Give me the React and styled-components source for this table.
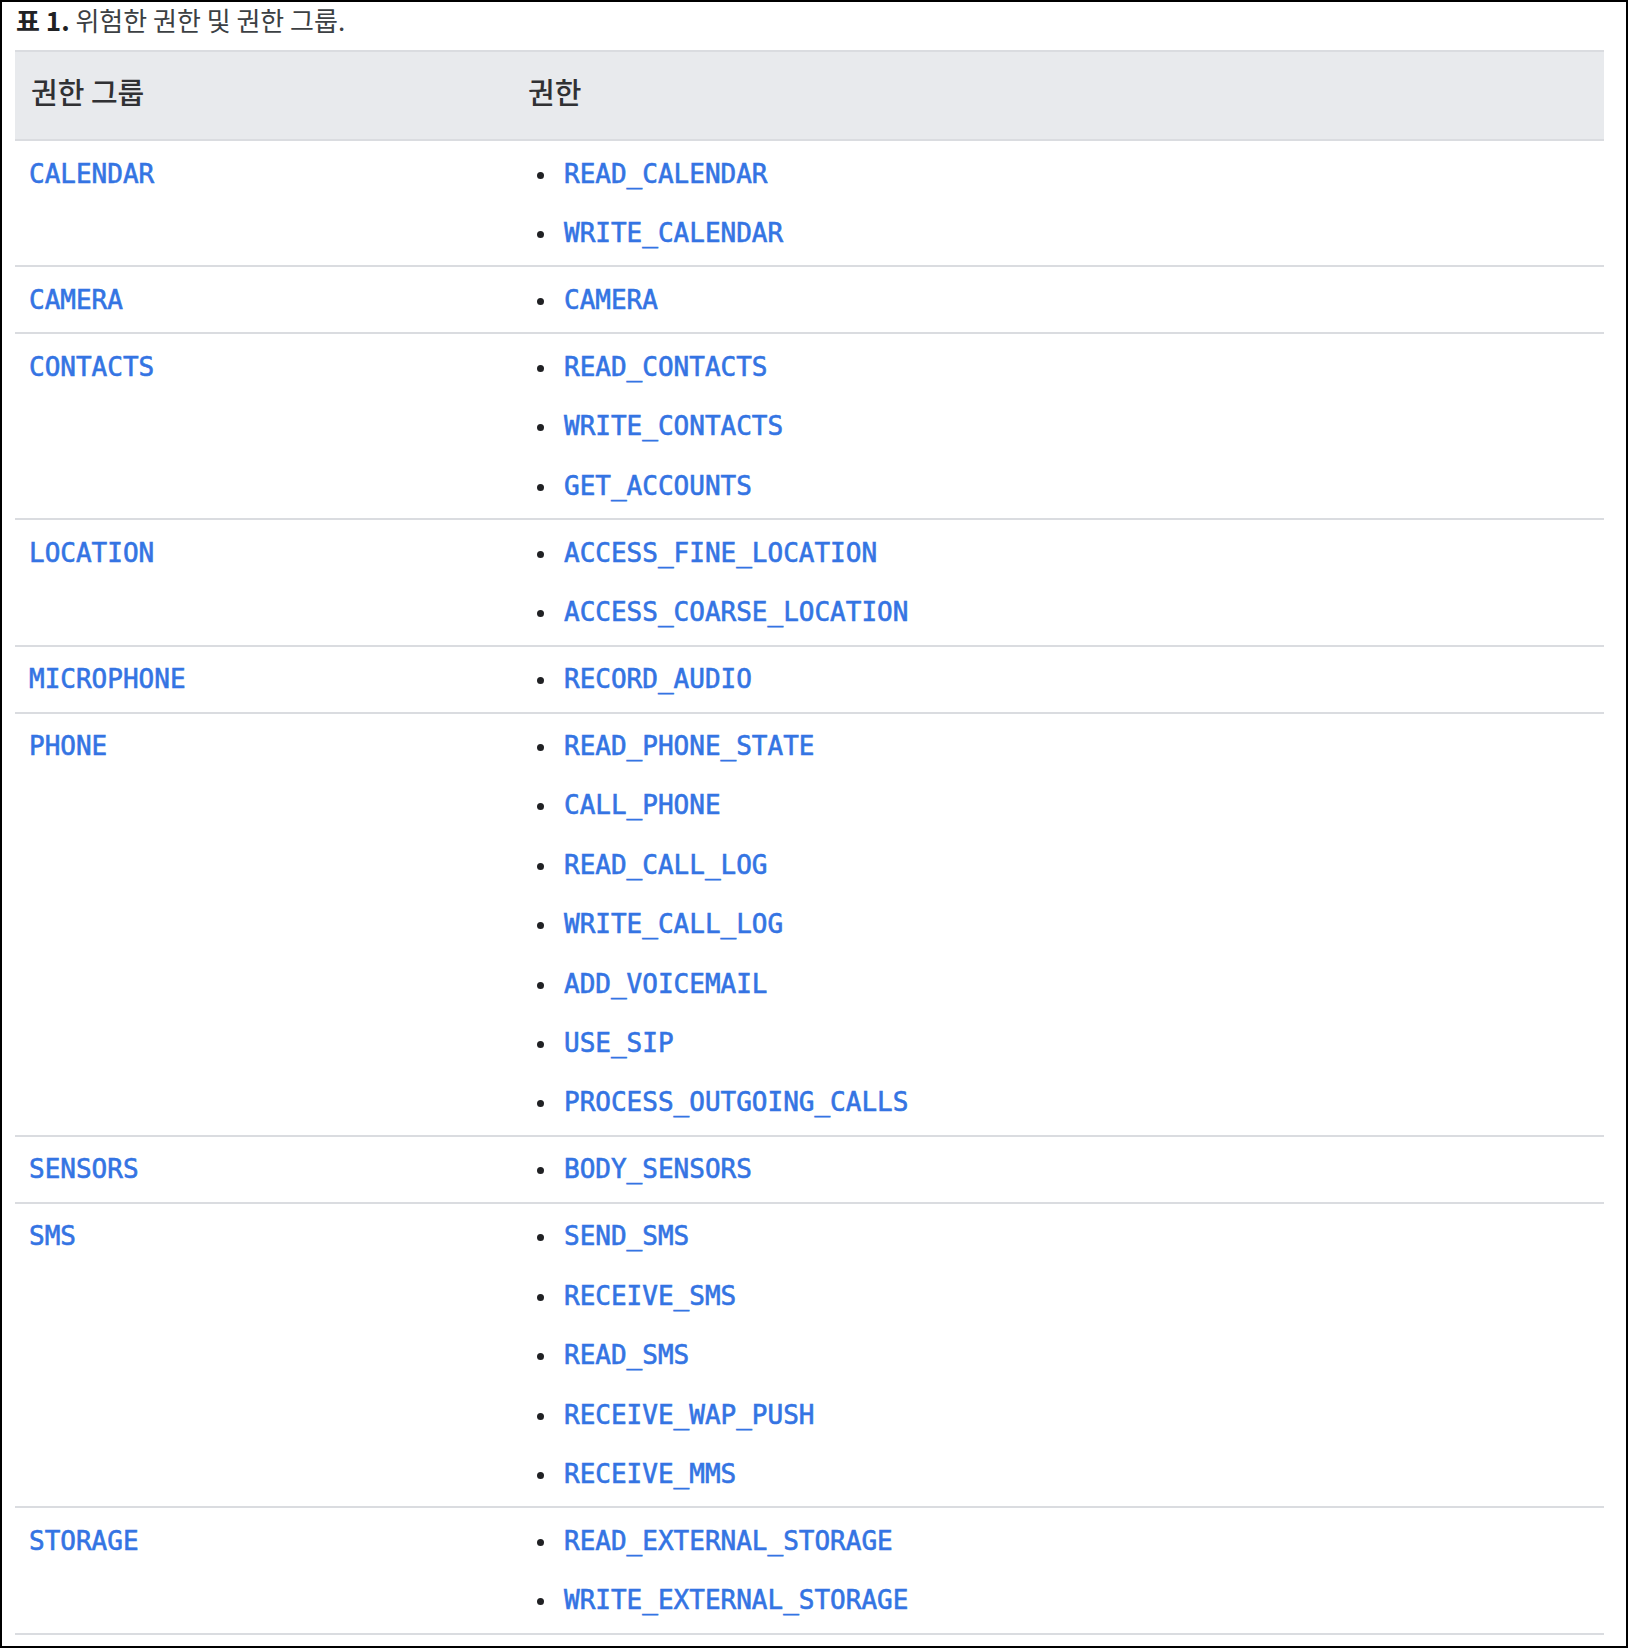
import React from "react";
import styled, { createGlobalStyle } from "styled-components";

const GlobalStyle = createGlobalStyle`
  html, body { margin: 0; padding: 0; background: #fff; }
  body { font-family: "Noto Sans CJK KR", "Noto Sans", sans-serif; color: #202124; }
`;

const groups = [
  { name: "CALENDAR", perms: ["READ_CALENDAR", "WRITE_CALENDAR"] },
  { name: "CAMERA", perms: ["CAMERA"] },
  { name: "CONTACTS", perms: ["READ_CONTACTS", "WRITE_CONTACTS", "GET_ACCOUNTS"] },
  { name: "LOCATION", perms: ["ACCESS_FINE_LOCATION", "ACCESS_COARSE_LOCATION"] },
  { name: "MICROPHONE", perms: ["RECORD_AUDIO"] },
  {
    name: "PHONE",
    perms: [
      "READ_PHONE_STATE",
      "CALL_PHONE",
      "READ_CALL_LOG",
      "WRITE_CALL_LOG",
      "ADD_VOICEMAIL",
      "USE_SIP",
      "PROCESS_OUTGOING_CALLS",
    ],
  },
  { name: "SENSORS", perms: ["BODY_SENSORS"] },
  {
    name: "SMS",
    perms: ["SEND_SMS", "RECEIVE_SMS", "READ_SMS", "RECEIVE_WAP_PUSH", "RECEIVE_MMS"],
  },
  { name: "STORAGE", perms: ["READ_EXTERNAL_STORAGE", "WRITE_EXTERNAL_STORAGE"] },
];

const Frame = styled.div`
  box-sizing: border-box;
  width: 1628px;
  height: 1648px;
  border: 2px solid #000;
  padding: 0 22px 0 13px;
`;

const Caption = styled.div`
  font-size: 26px;
  line-height: 36px;
  margin-bottom: 12px;
  padding-left: 1px;
  color: #3c4043;
  font-weight: 400;

  b { font-weight: 700; color: #202124; }
`;

const Table = styled.div`
  display: grid;
  grid-template-columns: 497px 1fr;
`;

const HeadCell = styled.div`
  background: #e8eaed;
  border-top: 2px solid #dadce0;
  border-bottom: 2px solid #dadce0;
  padding: 11px 16px 20px;
  line-height: 56px;
  font-size: 29px;
  font-weight: 500;
  color: #303134;
`;

const Cell = styled.div`
  padding: 12.5px 16px 12.5px 14px;
  border-bottom: 2px solid #dadce0;
`;

const Code = styled.span`
  font-family: "DejaVu Sans Mono", "Liberation Mono", monospace;
  font-size: 26px;
  line-height: 40px;
  color: #3474e3;
  font-weight: 400;
  -webkit-text-stroke: 0.6px #3474e3;
`;

const PermList = styled.ul`
  list-style: none;
  margin: 0 0 0 2px;
  padding: 0;
  display: flex;
  flex-direction: column;
  gap: 19.4px;
`;

const PermItem = styled.li`
  display: flex;
  align-items: center;
  height: 40px;
`;

const Bullet = styled.span`
  width: 7px;
  height: 7px;
  border-radius: 50%;
  background: #202124;
  margin: 3px 20px 0 9px;
  flex: none;
`;

export default function App() {
  return (
    <>
      <GlobalStyle />
      <Frame>
        <Caption>
          <b>표 1.</b> 위험한 권한 및 권한 그룹.
        </Caption>
        <Table>
          <HeadCell>권한 그룹</HeadCell>
          <HeadCell>권한</HeadCell>
          {groups.map((g) => (
            <React.Fragment key={g.name}>
              <Cell>
                <Code>{g.name}</Code>
              </Cell>
              <Cell>
                <PermList>
                  {g.perms.map((p) => (
                    <PermItem key={p}>
                      <Bullet />
                      <Code>{p}</Code>
                    </PermItem>
                  ))}
                </PermList>
              </Cell>
            </React.Fragment>
          ))}
        </Table>
      </Frame>
    </>
  );
}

□ □ □ □

PROBLEM DETAILS:
Repeat the data in full and exactly. Omit pictures.

WRITTEN REPLY:
Give me the React and styled-components source for this table.
import React from "react";
import styled, { createGlobalStyle } from "styled-components";

const GlobalStyle = createGlobalStyle`
  html, body { margin: 0; padding: 0; background: #fff; }
  body { font-family: "Noto Sans CJK KR", "Noto Sans", sans-serif; color: #202124; }
`;

const groups = [
  { name: "CALENDAR", perms: ["READ_CALENDAR", "WRITE_CALENDAR"] },
  { name: "CAMERA", perms: ["CAMERA"] },
  { name: "CONTACTS", perms: ["READ_CONTACTS", "WRITE_CONTACTS", "GET_ACCOUNTS"] },
  { name: "LOCATION", perms: ["ACCESS_FINE_LOCATION", "ACCESS_COARSE_LOCATION"] },
  { name: "MICROPHONE", perms: ["RECORD_AUDIO"] },
  {
    name: "PHONE",
    perms: [
      "READ_PHONE_STATE",
      "CALL_PHONE",
      "READ_CALL_LOG",
      "WRITE_CALL_LOG",
      "ADD_VOICEMAIL",
      "USE_SIP",
      "PROCESS_OUTGOING_CALLS",
    ],
  },
  { name: "SENSORS", perms: ["BODY_SENSORS"] },
  {
    name: "SMS",
    perms: ["SEND_SMS", "RECEIVE_SMS", "READ_SMS", "RECEIVE_WAP_PUSH", "RECEIVE_MMS"],
  },
  { name: "STORAGE", perms: ["READ_EXTERNAL_STORAGE", "WRITE_EXTERNAL_STORAGE"] },
];

const Frame = styled.div`
  box-sizing: border-box;
  width: 1628px;
  height: 1648px;
  border: 2px solid #000;
  padding: 0 22px 0 13px;
`;

const Caption = styled.div`
  font-size: 26px;
  line-height: 36px;
  margin-bottom: 12px;
  padding-left: 1px;
  color: #3c4043;
  font-weight: 400;

  b { font-weight: 700; color: #202124; }
`;

const Table = styled.div`
  display: grid;
  grid-template-columns: 497px 1fr;
`;

const HeadCell = styled.div`
  background: #e8eaed;
  border-top: 2px solid #dadce0;
  border-bottom: 2px solid #dadce0;
  padding: 11px 16px 20px;
  line-height: 56px;
  font-size: 29px;
  font-weight: 500;
  color: #303134;
`;

const Cell = styled.div`
  padding: 12.5px 16px 12.5px 14px;
  border-bottom: 2px solid #dadce0;
`;

const Code = styled.span`
  font-family: "DejaVu Sans Mono", "Liberation Mono", monospace;
  font-size: 26px;
  line-height: 40px;
  color: #3474e3;
  font-weight: 400;
  -webkit-text-stroke: 0.6px #3474e3;
`;

const PermList = styled.ul`
  list-style: none;
  margin: 0 0 0 2px;
  padding: 0;
  display: flex;
  flex-direction: column;
  gap: 19.4px;
`;

const PermItem = styled.li`
  display: flex;
  align-items: center;
  height: 40px;
`;

const Bullet = styled.span`
  width: 7px;
  height: 7px;
  border-radius: 50%;
  background: #202124;
  margin: 3px 20px 0 9px;
  flex: none;
`;

export default function App() {
  return (
    <>
      <GlobalStyle />
      <Frame>
        <Caption>
          <b>표 1.</b> 위험한 권한 및 권한 그룹.
        </Caption>
        <Table>
          <HeadCell>권한 그룹</HeadCell>
          <HeadCell>권한</HeadCell>
          {groups.map((g) => (
            <React.Fragment key={g.name}>
              <Cell>
                <Code>{g.name}</Code>
              </Cell>
              <Cell>
                <PermList>
                  {g.perms.map((p) => (
                    <PermItem key={p}>
                      <Bullet />
                      <Code>{p}</Code>
                    </PermItem>
                  ))}
                </PermList>
              </Cell>
            </React.Fragment>
          ))}
        </Table>
      </Frame>
    </>
  );
}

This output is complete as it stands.